Things were good, I was home; the house was running relatively smoothly; the kids were happy. Relatively smoothly, is such an odd term, really it means some days are better than others and the important things get done.
Then MrTB4M gets word that the company may be eliminating jobs within his department. UGH! A family of 10 and the possibility of no income. As luck would have it, my old boss (as in former, not aged) contacted my husband to see if I was by chance ready to come back to work after a 3 year hiatus. Maybe even a little divine intervention came into play. A series of phone calls, an updated resume, an email or two, a background check and I had a job.
Then, about two weeks before my start date, MrTB4M finds out he was not without a job. So many conversations were had – along the lines of “what are we doing?” “How will this work?” “Do we really need this?”
Well, I can’t very well quit before I set foot in the building! AND there will be a college tuition coming soon. So, April 11, 2016 I returned to work.
MrTB4M was thrilled, I was hesitant, and the kids were down right unhappy with the idea. It seems that they had gotten used to PBJ sandwiches and free outings to the park or museums; in their minds the extra income was not such a big deal.
We SHOULD have listened to the KIDS. (But, don’t tell them that.) We arranged babysitting, hired a nanny made plan after plan. The first few months went well. Then, the nanny quit. She reportedly didn’t know it was a long term commitment?
A few tears, a few screams, and MANY prayers – in a two week period I have enrolled 4 kids in school; taken their transcripts and book lists; bought uniforms and supplies; and essentially felt like I was letting my kids down. I tried to be “excited” so that the kids could be as well. When they came home frustrated, we were prepared to tell them to give it time; assure them it would work out; and pray that some of that was true.
That worked for a while. J4 has the hardest time; girls are simply MEAN. She didn’t wear short enough skirts, she didn’t have name brand shoes, she didn’t wear makeup, and she wasn’t “cool enough”. Of course at age 11 she did not understand that cool enough really means that you are comfortable without sweating and still not in need of a jacket. But, we were getting through it. Then, I went to teacher conference. I was not prepared at all.
Teacher #1 “I am impressed how well J5 has done, she is actually able to get along with the kids in the class.” Me – “Oh, I am sorry I forgot to tell you we didn’t live in a CAVE.” Teacher #2 “Everything is fine except J4 doesn’t seem to fit in and she reads well above level so I don’t know what to do.” Me – “Really? I thought we were paying tuition for you to teach her, not tell me that she is too smart for you to teach. I mean after all she is just a homeschool student.” Teacher #3 “where are you sending J3 to high school?” Me – “considering homeschool.” Teacher #3 “Why on earth would you do that? He will never get into college that way.” Me – “Really? Could you explain how we have 3 college acceptance letters at home right now for J1? See, he was homeschooled too and he did get into college.”

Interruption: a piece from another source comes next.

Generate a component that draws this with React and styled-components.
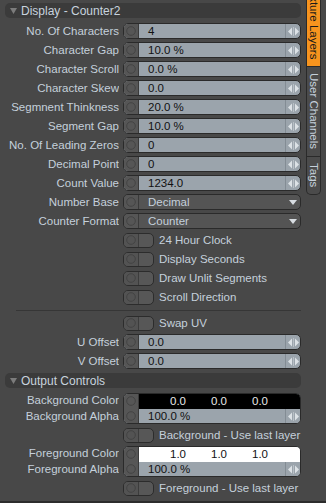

I went home defeated. MrTB4M could do nothing but shake his head. Our older boys were in disbelief. That was a turning point. I was beyond offended, I was nearing the point of disgust. To think that in 2016 people still considered homeschooled children to be backwards and introverted and socially inept. All the while, it wasn’t my kid that refused to make room for new people at the lunch table, or laughed because someone made “different” drawings. No, those “special” traits were reserved for the perfectly “normal” traditionally schooled students.
Luckily, we got occupied with high school graduation and managed to finish out the school year. In the mean time we took the kids places, bought the kids things, and really never found that happiness we had.

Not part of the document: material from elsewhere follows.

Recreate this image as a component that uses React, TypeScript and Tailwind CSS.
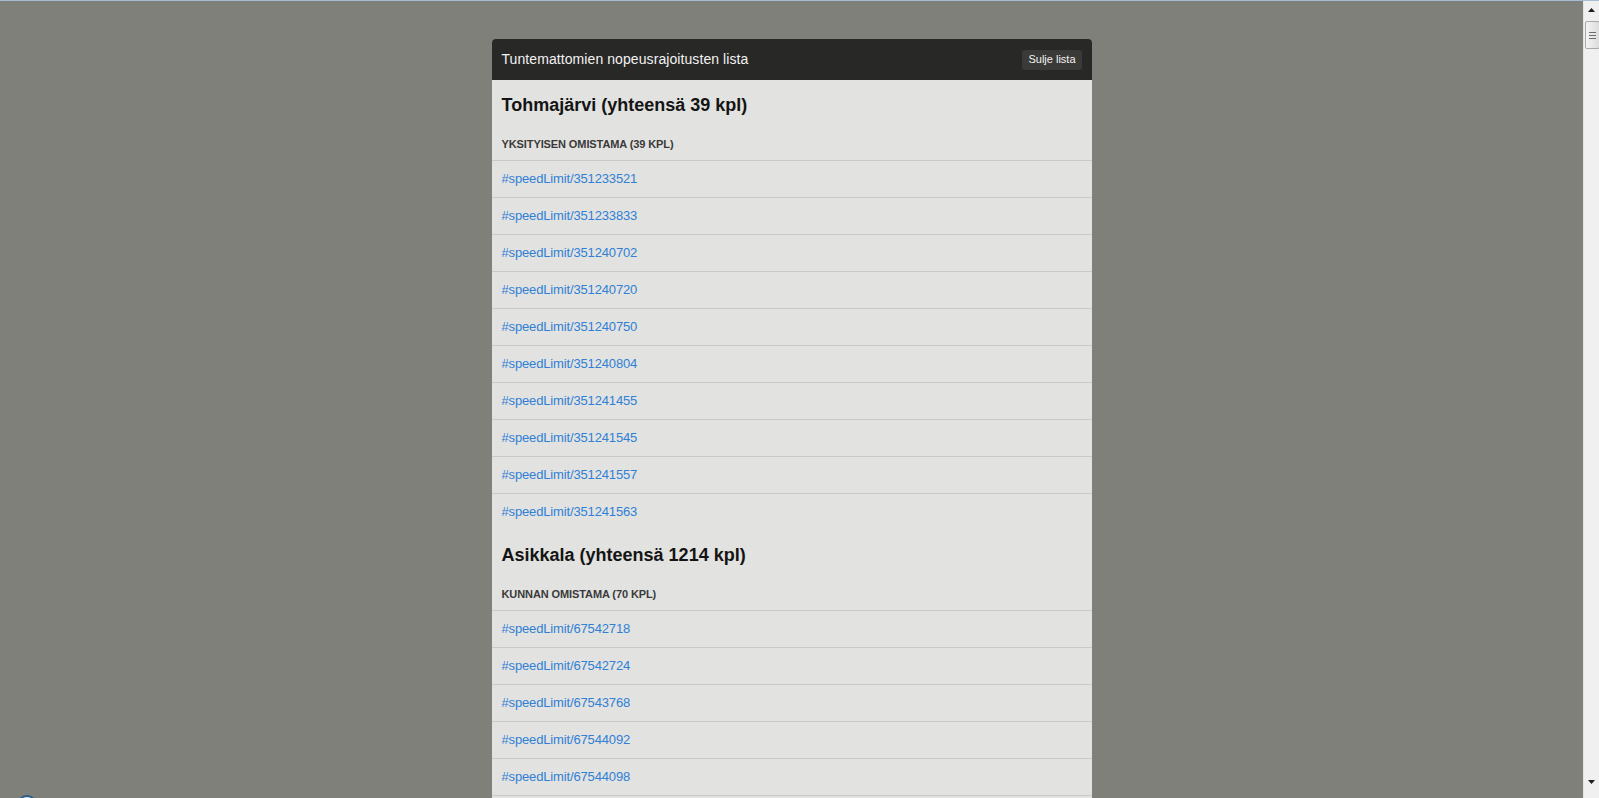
import React from 'react';

interface Section {
  name: string;
  total: number;
  groups: { label: string; count: number; ids: string[] }[];
}

const sections: Section[] = [
  {
    name: 'Tohmajärvi',
    total: 39,
    groups: [
      {
        label: 'Yksityisen omistama',
        count: 39,
        ids: [
          '351233521',
          '351233833',
          '351240702',
          '351240720',
          '351240750',
          '351240804',
          '351241455',
          '351241545',
          '351241557',
          '351241563',
        ],
      },
    ],
  },
  {
    name: 'Asikkala',
    total: 1214,
    groups: [
      {
        label: 'Kunnan omistama',
        count: 70,
        // only the rows that fit in the viewport
        ids: ['67542718', '67542724', '67543768', '67544092', '67544098'],
      },
    ],
  },
];

function ArrowIcon({ down = false }: { down?: boolean }) {
  return (
    <svg width="7" height="4" viewBox="0 0 7 4" className={down ? 'rotate-180' : ''}>
      <path d="M3.5 0 L7 4 L0 4 Z" fill="#1e1e1e" />
    </svg>
  );
}

function Scrollbar() {
  return (
    <div className="w-[16px] bg-[#f0f0f0] border-l border-[#e3e3e3] flex flex-col items-center">
      <div className="h-[18px] w-full flex items-center justify-center">
        <ArrowIcon />
      </div>
      <div className="mt-[2px] h-[28px] w-[15px] ml-px rounded-[2px] border border-[#a9a9a9] bg-gradient-to-r from-[#f4f4f4] to-[#dcdcdc] flex flex-col items-center justify-center gap-[2px]">
        <span className="block h-px w-[7px] bg-[#6e6e6e]" />
        <span className="block h-px w-[7px] bg-[#6e6e6e]" />
        <span className="block h-px w-[7px] bg-[#6e6e6e]" />
      </div>
      <div className="flex-1" />
      <div className="h-[18px] mb-[7px] w-full flex items-center justify-center">
        <ArrowIcon down />
      </div>
    </div>
  );
}

export default function App() {
  return (
    <div className="h-[798px] overflow-hidden flex flex-col font-['Liberation_Sans',Arial,sans-serif]">
      <div className="h-px bg-[#a7bcd4]" />
      <div className="flex flex-1 min-h-0">
        <main className="flex-1 bg-[#80807a] pt-[38px] overflow-hidden">
          <div className="w-[600px] mx-auto">
            <div className="h-[41px] bg-[#282826] rounded-t-[4px] flex items-center justify-between px-[10px]">
              <span className="text-[14px] tracking-[0.08px] text-[#f2f2f2]">
                Tuntemattomien nopeusrajoitusten lista
              </span>
              <button className="h-[20px] px-[6px] rounded-[3px] bg-[#3a3a38] text-[11px] text-[#f2f2f2]">
                Sulje lista
              </button>
            </div>
            <div className="bg-[#e2e2e0]">
              {sections.map((section) => (
                <div key={section.name}>
                  <h2 className="pt-[15px] px-[10px] text-[18px] leading-[20px] font-bold text-[#141414]">
                    {section.name} (yhteensä {section.total} kpl)
                  </h2>
                  {section.groups.map((group) => (
                    <div key={group.label} className="last:border-b-0">
                      <h3 className="pt-[22px] pb-[9px] px-[10px] text-[11px] leading-[14px] font-bold uppercase tracking-[-0.1px] text-[#3a3a3a]">
                        {group.label} ({group.count} kpl)
                      </h3>
                      {group.ids.map((id) => (
                        <div
                          key={id}
                          className="h-[37px] border-t border-[#c9c9c7] flex items-center px-[10px]"
                        >
                          <a
                            href={`#speedLimit/${id}`}
                            className="text-[13px] tracking-[-0.15px] text-[#2f80d6]"
                          >
                            #speedLimit/{id}
                          </a>
                        </div>
                      ))}
                    </div>
                  ))}
                </div>
              ))}
              <div className="h-[20px] border-t border-[#c9c9c7]" />
            </div>
          </div>
        </main>
        <Scrollbar />
      </div>
      <div className="fixed left-[17px] top-[795px] w-[20px] h-[20px] rounded-full border-2 border-[#2d5b87] bg-[#dbe7f3]" />
    </div>
  );
}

College started for J1 and the kids were back in school. Only this time we were determined it was the last year. NO MATTER WHAT, we were going to figure out how to bring the kids back home. We needed the time with them; they needed the time with us and with each other; they didn’t need to be bullied or ridiculed because of having “extra” siblings.
The more we thought about it, the more we knew it wasn’t just the kids that needed more. It was all of us. Thus we began our search for time over money. We committed to living on one salary so that we can eventually both retire early. Week by week and paycheck by paycheck we mark things off the list (college accounts/home repair/new vehicle/ vacations).
MrTB4M started his own business. 8Js Driver Training. He likes it, and is busy. Most weeks he is limited by his “real” job. So our latest plan on the journey is that in less than 40 weeks he will be home, using the driving business to supplement the income and help with college; I will continue to work at the office 4 days per week temporarily. You see, once he is home our next stretch will be for me to join him.
Oh, and this year we sent J1 back to college for year 2; J2 off for year 1; and everyone else is being homeschooled. Back to night/weekend school and help from dad since he works at home. Best of all, the kids are happy. When they smile, their eyes light up; they laugh; they help each other out (most of the time); and we can see the difference in our family.